Work instructions: For every line in the data below that contains "React", copy the line.

— begin —

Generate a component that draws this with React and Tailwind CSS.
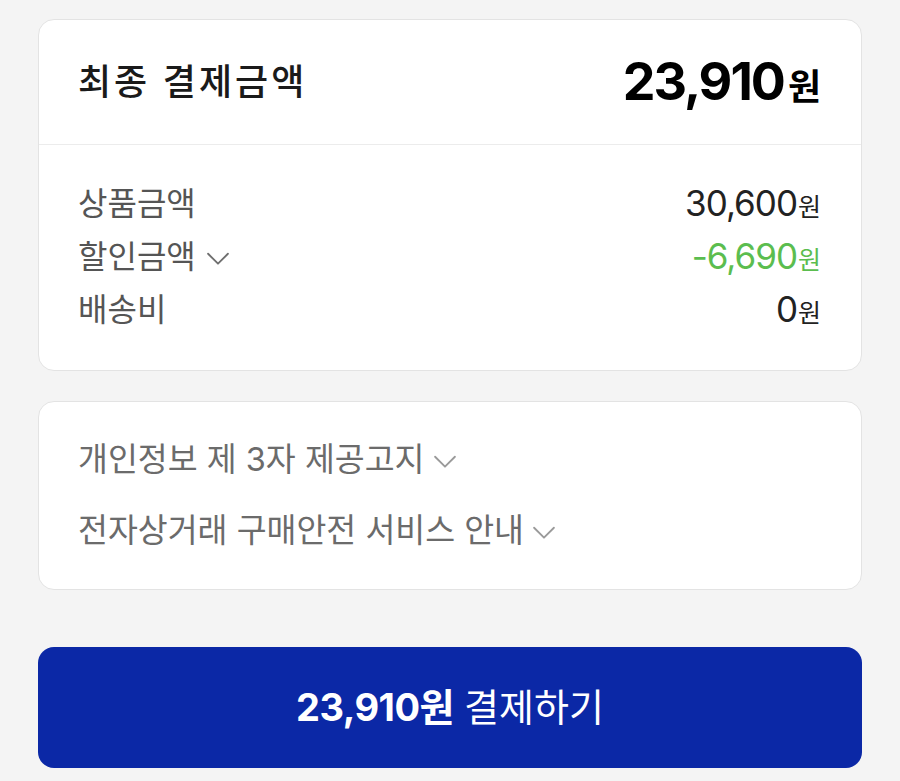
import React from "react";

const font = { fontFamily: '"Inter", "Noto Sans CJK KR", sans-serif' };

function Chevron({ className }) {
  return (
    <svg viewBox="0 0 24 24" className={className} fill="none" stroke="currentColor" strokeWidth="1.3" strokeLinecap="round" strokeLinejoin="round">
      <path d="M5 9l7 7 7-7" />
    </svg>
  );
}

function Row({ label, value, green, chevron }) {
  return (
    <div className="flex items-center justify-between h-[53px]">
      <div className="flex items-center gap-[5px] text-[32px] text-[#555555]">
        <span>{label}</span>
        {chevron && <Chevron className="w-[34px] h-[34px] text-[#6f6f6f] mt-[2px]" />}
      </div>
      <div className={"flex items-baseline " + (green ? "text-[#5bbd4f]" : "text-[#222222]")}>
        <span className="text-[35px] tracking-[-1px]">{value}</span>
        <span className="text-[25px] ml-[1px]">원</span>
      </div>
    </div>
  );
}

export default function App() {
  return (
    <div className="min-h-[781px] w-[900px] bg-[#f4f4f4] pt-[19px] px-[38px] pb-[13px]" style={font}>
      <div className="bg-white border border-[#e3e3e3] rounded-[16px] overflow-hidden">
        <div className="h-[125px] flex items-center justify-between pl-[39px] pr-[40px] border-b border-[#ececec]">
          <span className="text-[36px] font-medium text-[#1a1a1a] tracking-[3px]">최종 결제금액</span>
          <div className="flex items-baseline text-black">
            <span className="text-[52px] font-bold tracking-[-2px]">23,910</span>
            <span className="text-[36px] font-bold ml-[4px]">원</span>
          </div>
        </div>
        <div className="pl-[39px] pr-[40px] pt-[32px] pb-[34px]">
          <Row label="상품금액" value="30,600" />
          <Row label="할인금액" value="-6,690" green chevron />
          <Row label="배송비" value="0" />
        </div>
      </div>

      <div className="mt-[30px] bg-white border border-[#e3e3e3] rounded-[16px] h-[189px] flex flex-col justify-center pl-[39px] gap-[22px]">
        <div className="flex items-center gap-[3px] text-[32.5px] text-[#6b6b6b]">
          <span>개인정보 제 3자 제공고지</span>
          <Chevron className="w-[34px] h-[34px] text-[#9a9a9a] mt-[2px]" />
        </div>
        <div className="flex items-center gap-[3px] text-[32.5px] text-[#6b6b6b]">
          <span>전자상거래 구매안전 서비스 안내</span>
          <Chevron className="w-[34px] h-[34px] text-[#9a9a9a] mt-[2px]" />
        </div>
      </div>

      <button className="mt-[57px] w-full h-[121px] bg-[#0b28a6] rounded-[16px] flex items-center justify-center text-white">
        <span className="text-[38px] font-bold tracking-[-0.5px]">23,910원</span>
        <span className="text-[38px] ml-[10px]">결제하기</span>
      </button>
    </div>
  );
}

— end —

Final result:
Generate a component that draws this with React and Tailwind CSS.
import React from "react";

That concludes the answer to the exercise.